● Exercise brief
Copy the data exactly as it appears, and do not include any pictures.

*-*-*

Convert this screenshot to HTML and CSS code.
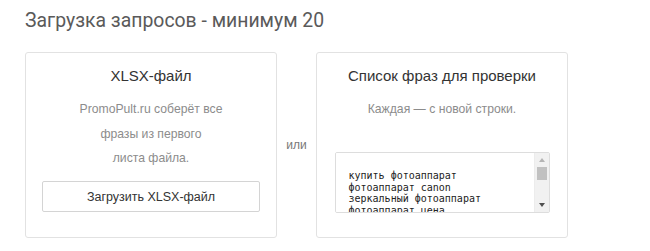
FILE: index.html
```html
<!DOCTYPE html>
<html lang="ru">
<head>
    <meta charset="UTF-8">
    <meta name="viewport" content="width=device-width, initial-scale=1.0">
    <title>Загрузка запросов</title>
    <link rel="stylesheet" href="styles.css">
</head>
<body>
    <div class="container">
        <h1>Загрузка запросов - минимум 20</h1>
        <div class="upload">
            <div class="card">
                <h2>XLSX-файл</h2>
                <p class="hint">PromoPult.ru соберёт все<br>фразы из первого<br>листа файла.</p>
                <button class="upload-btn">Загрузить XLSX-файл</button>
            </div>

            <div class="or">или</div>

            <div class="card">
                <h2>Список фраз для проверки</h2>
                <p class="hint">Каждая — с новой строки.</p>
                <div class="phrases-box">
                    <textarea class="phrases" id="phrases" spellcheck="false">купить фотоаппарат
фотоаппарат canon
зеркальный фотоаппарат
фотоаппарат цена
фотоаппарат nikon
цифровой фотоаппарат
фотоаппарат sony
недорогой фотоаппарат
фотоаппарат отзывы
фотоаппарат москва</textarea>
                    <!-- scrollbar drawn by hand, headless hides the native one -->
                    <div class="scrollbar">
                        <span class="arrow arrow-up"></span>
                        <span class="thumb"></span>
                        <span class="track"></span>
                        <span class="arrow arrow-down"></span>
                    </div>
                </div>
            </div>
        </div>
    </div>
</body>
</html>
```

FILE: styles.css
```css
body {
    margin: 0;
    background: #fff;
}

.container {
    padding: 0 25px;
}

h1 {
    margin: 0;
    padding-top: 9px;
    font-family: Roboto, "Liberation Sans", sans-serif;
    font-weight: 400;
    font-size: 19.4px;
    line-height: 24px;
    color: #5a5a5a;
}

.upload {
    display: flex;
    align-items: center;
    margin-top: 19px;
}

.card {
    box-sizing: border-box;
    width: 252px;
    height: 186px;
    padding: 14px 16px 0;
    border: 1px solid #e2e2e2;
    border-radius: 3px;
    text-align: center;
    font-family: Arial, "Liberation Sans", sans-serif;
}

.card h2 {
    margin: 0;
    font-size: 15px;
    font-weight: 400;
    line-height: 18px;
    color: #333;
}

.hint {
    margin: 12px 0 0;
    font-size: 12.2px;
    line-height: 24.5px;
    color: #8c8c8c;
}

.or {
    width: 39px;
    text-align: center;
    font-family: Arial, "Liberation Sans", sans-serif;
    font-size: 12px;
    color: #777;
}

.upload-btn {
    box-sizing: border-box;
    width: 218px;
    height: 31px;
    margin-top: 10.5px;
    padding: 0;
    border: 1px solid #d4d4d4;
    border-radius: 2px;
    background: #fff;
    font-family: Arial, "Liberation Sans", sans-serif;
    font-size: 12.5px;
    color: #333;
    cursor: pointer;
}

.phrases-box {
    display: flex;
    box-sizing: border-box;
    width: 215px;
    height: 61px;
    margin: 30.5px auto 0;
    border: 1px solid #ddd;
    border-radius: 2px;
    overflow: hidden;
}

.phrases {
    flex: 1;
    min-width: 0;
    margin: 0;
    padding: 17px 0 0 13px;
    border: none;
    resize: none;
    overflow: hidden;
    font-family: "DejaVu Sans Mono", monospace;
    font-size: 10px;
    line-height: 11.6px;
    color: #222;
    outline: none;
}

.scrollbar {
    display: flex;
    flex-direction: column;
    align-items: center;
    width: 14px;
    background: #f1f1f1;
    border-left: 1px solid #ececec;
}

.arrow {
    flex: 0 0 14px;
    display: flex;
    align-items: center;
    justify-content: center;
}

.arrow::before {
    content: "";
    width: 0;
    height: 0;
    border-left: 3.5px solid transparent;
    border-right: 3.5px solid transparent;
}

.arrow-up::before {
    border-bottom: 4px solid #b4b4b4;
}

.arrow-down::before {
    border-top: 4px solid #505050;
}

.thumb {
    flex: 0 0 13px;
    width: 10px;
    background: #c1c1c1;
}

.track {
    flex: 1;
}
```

*-*-*

● Task output
Convert this screenshot to HTML and CSS code.
FILE: index.html
```html
<!DOCTYPE html>
<html lang="ru">
<head>
    <meta charset="UTF-8">
    <meta name="viewport" content="width=device-width, initial-scale=1.0">
    <title>Загрузка запросов</title>
    <link rel="stylesheet" href="styles.css">
</head>
<body>
    <div class="container">
        <h1>Загрузка запросов - минимум 20</h1>
        <div class="upload">
            <div class="card">
                <h2>XLSX-файл</h2>
                <p class="hint">PromoPult.ru соберёт все<br>фразы из первого<br>листа файла.</p>
                <button class="upload-btn">Загрузить XLSX-файл</button>
            </div>

            <div class="or">или</div>

            <div class="card">
                <h2>Список фраз для проверки</h2>
                <p class="hint">Каждая — с новой строки.</p>
                <div class="phrases-box">
                    <textarea class="phrases" id="phrases" spellcheck="false">купить фотоаппарат
фотоаппарат canon
зеркальный фотоаппарат
фотоаппарат цена
фотоаппарат nikon
цифровой фотоаппарат
фотоаппарат sony
недорогой фотоаппарат
фотоаппарат отзывы
фотоаппарат москва</textarea>
                    <!-- scrollbar drawn by hand, headless hides the native one -->
                    <div class="scrollbar">
                        <span class="arrow arrow-up"></span>
                        <span class="thumb"></span>
                        <span class="track"></span>
                        <span class="arrow arrow-down"></span>
                    </div>
                </div>
            </div>
        </div>
    </div>
</body>
</html>
```

FILE: styles.css
```css
body {
    margin: 0;
    background: #fff;
}

.container {
    padding: 0 25px;
}

h1 {
    margin: 0;
    padding-top: 9px;
    font-family: Roboto, "Liberation Sans", sans-serif;
    font-weight: 400;
    font-size: 19.4px;
    line-height: 24px;
    color: #5a5a5a;
}

.upload {
    display: flex;
    align-items: center;
    margin-top: 19px;
}

.card {
    box-sizing: border-box;
    width: 252px;
    height: 186px;
    padding: 14px 16px 0;
    border: 1px solid #e2e2e2;
    border-radius: 3px;
    text-align: center;
    font-family: Arial, "Liberation Sans", sans-serif;
}

.card h2 {
    margin: 0;
    font-size: 15px;
    font-weight: 400;
    line-height: 18px;
    color: #333;
}

.hint {
    margin: 12px 0 0;
    font-size: 12.2px;
    line-height: 24.5px;
    color: #8c8c8c;
}

.or {
    width: 39px;
    text-align: center;
    font-family: Arial, "Liberation Sans", sans-serif;
    font-size: 12px;
    color: #777;
}

.upload-btn {
    box-sizing: border-box;
    width: 218px;
    height: 31px;
    margin-top: 10.5px;
    padding: 0;
    border: 1px solid #d4d4d4;
    border-radius: 2px;
    background: #fff;
    font-family: Arial, "Liberation Sans", sans-serif;
    font-size: 12.5px;
    color: #333;
    cursor: pointer;
}

.phrases-box {
    display: flex;
    box-sizing: border-box;
    width: 215px;
    height: 61px;
    margin: 30.5px auto 0;
    border: 1px solid #ddd;
    border-radius: 2px;
    overflow: hidden;
}

.phrases {
    flex: 1;
    min-width: 0;
    margin: 0;
    padding: 17px 0 0 13px;
    border: none;
    resize: none;
    overflow: hidden;
    font-family: "DejaVu Sans Mono", monospace;
    font-size: 10px;
    line-height: 11.6px;
    color: #222;
    outline: none;
}

.scrollbar {
    display: flex;
    flex-direction: column;
    align-items: center;
    width: 14px;
    background: #f1f1f1;
    border-left: 1px solid #ececec;
}

.arrow {
    flex: 0 0 14px;
    display: flex;
    align-items: center;
    justify-content: center;
}

.arrow::before {
    content: "";
    width: 0;
    height: 0;
    border-left: 3.5px solid transparent;
    border-right: 3.5px solid transparent;
}

.arrow-up::before {
    border-bottom: 4px solid #b4b4b4;
}

.arrow-down::before {
    border-top: 4px solid #505050;
}

.thumb {
    flex: 0 0 13px;
    width: 10px;
    background: #c1c1c1;
}

.track {
    flex: 1;
}
```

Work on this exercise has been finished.